▸ The request: Using the data below, copy every line that contains the word "components".

▸ Material:
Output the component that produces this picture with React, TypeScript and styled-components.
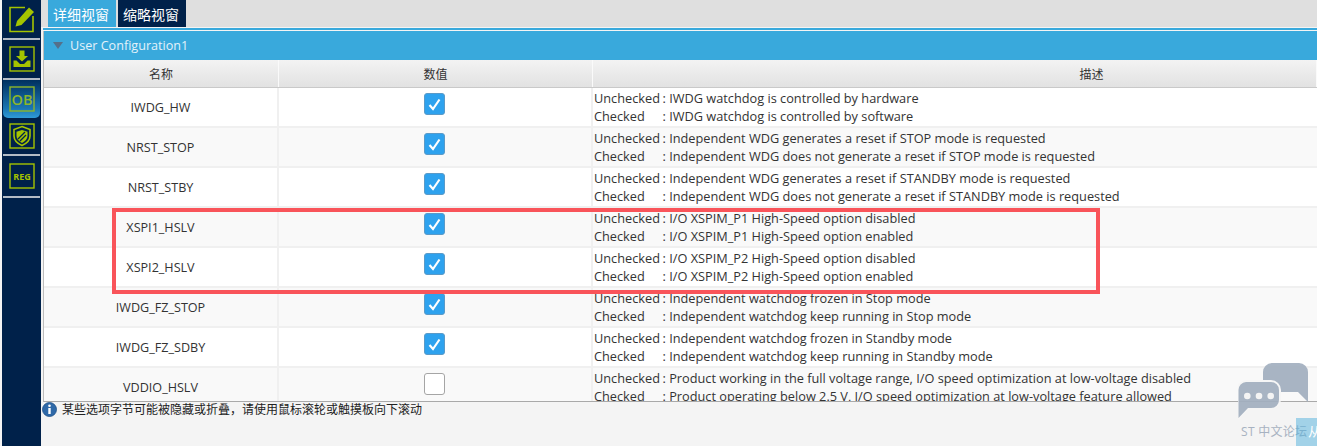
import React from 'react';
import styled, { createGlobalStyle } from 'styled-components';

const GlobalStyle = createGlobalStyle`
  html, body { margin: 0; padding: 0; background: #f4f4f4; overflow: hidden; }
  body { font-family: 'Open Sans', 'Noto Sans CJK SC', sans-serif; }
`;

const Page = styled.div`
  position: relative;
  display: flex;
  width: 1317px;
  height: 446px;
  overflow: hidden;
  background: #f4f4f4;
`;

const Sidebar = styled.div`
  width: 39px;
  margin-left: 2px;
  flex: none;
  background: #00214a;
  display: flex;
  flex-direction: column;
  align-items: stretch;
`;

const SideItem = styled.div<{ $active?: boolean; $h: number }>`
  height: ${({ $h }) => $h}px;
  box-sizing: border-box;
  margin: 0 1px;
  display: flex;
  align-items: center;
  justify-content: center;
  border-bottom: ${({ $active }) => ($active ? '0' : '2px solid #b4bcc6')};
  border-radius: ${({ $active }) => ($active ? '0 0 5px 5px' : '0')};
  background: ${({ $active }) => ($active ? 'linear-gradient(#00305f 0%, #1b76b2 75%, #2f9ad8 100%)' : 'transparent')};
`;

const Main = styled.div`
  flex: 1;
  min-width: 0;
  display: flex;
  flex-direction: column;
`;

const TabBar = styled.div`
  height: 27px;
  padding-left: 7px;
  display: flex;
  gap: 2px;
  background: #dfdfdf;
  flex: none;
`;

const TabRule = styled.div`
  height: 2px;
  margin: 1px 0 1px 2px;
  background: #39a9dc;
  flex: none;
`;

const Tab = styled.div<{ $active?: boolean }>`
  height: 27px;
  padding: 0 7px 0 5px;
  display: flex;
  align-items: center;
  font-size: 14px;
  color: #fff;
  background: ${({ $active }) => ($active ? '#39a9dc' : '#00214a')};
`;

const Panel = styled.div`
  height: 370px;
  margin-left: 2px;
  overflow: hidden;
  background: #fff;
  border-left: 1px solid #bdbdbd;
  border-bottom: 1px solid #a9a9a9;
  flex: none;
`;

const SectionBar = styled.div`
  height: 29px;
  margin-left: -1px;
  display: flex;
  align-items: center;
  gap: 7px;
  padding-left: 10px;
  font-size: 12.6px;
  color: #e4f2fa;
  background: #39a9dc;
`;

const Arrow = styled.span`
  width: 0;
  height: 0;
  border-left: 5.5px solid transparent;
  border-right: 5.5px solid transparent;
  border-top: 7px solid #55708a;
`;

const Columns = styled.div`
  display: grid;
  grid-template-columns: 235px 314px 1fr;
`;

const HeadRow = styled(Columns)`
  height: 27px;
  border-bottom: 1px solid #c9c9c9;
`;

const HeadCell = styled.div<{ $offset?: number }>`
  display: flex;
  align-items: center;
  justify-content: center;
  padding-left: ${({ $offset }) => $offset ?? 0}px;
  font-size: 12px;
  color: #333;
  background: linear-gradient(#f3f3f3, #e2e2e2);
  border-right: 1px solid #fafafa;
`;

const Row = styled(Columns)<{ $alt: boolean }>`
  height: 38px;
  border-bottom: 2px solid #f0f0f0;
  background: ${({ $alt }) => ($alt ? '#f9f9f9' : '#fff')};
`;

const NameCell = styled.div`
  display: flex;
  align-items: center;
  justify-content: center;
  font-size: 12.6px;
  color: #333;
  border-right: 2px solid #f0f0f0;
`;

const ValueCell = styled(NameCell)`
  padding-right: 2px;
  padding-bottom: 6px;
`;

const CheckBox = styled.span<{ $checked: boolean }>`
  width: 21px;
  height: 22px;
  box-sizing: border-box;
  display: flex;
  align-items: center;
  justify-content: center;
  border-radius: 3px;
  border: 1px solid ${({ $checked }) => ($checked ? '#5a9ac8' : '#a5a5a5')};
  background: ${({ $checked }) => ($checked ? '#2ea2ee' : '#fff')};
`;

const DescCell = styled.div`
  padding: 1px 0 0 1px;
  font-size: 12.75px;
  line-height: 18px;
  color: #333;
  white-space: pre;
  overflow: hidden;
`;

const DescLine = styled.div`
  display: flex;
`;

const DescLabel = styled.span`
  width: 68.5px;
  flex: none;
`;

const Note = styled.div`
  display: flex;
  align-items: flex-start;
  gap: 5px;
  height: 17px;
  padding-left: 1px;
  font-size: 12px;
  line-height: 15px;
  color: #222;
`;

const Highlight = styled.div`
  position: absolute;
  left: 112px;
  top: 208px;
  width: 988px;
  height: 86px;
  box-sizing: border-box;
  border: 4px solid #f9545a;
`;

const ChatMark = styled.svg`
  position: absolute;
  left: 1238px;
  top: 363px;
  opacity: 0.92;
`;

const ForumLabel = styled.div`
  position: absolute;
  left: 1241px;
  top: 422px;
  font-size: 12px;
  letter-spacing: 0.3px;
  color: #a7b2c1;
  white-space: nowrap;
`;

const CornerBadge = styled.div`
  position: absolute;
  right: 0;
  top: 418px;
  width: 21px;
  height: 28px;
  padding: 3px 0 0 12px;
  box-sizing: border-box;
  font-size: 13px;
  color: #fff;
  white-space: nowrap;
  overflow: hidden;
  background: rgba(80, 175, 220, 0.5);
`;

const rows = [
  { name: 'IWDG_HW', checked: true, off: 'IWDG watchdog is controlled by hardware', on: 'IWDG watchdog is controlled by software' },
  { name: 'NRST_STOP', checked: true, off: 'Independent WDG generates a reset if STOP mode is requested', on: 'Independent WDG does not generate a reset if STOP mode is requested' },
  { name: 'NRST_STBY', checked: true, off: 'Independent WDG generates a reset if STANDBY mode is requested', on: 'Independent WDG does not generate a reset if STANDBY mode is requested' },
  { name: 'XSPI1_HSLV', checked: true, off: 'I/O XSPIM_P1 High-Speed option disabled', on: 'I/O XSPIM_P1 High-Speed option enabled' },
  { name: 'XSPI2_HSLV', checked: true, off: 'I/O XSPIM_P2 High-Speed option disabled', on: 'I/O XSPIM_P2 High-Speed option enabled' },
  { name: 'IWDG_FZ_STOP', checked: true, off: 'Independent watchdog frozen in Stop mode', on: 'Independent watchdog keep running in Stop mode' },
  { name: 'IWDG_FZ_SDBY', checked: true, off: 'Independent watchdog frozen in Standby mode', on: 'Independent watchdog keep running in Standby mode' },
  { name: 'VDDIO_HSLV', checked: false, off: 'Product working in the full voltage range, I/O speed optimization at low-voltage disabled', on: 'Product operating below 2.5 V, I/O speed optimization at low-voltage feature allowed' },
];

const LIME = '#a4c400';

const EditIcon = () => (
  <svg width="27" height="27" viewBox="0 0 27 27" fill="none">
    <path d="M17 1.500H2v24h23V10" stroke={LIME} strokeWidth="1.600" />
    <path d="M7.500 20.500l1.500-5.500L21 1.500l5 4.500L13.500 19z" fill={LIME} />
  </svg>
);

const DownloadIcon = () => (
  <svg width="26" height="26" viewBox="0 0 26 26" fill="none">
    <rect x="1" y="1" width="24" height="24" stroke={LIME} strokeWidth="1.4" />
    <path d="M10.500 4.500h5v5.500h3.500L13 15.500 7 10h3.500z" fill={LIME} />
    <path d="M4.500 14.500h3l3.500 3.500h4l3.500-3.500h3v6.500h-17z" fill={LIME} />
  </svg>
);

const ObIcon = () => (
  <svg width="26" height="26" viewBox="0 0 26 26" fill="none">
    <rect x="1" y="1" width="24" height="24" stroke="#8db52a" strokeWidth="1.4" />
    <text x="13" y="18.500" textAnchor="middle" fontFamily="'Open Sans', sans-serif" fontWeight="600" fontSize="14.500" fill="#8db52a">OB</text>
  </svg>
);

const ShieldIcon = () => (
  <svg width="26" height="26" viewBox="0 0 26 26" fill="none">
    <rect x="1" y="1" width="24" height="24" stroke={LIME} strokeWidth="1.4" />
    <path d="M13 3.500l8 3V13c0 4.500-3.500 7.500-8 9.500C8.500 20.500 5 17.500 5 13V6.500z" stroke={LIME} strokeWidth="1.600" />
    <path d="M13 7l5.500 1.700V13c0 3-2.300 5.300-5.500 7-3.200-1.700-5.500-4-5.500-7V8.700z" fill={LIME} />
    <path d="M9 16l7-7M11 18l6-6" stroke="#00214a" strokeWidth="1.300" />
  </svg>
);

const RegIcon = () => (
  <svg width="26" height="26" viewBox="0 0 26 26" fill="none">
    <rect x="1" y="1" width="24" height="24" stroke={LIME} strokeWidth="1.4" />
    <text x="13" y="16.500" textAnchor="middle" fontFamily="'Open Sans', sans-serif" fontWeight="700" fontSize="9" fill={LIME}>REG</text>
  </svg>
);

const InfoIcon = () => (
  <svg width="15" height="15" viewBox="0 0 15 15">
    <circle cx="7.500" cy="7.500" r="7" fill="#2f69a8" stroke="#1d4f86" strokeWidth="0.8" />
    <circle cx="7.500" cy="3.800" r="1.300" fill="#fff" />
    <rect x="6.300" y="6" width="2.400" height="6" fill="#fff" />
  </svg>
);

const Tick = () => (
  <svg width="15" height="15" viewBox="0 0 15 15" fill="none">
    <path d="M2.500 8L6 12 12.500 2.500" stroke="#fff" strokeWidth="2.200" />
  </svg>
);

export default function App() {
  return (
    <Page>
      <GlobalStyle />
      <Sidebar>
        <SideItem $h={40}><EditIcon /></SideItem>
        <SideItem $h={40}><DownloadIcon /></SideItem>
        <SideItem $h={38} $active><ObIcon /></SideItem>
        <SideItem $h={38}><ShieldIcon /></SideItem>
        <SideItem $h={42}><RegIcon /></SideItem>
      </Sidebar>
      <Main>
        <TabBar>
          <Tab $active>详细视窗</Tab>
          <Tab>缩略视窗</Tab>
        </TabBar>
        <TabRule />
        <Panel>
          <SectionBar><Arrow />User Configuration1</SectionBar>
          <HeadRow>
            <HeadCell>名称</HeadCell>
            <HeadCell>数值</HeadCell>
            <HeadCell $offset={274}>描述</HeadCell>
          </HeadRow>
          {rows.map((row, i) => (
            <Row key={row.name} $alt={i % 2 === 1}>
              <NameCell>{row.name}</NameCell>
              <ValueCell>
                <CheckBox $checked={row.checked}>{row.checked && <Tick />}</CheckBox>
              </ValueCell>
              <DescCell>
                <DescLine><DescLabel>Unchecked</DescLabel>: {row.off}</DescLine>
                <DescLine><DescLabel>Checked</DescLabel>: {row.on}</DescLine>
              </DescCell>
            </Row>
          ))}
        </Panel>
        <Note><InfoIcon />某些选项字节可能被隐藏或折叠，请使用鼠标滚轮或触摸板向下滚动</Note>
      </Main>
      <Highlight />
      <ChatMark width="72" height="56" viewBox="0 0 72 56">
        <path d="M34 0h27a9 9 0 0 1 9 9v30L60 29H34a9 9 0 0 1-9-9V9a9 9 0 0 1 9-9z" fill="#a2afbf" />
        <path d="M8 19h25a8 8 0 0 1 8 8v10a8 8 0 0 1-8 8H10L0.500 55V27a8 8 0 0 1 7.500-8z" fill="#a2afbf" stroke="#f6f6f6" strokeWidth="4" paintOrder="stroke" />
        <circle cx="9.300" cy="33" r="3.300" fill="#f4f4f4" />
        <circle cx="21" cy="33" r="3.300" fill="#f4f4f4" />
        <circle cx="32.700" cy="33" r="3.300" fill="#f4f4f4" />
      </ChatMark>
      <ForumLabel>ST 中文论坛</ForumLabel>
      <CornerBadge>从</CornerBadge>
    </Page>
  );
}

▸ Response to the exercise:
Output the component that produces this picture with React, TypeScript and styled-components.
import styled, { createGlobalStyle } from 'styled-components';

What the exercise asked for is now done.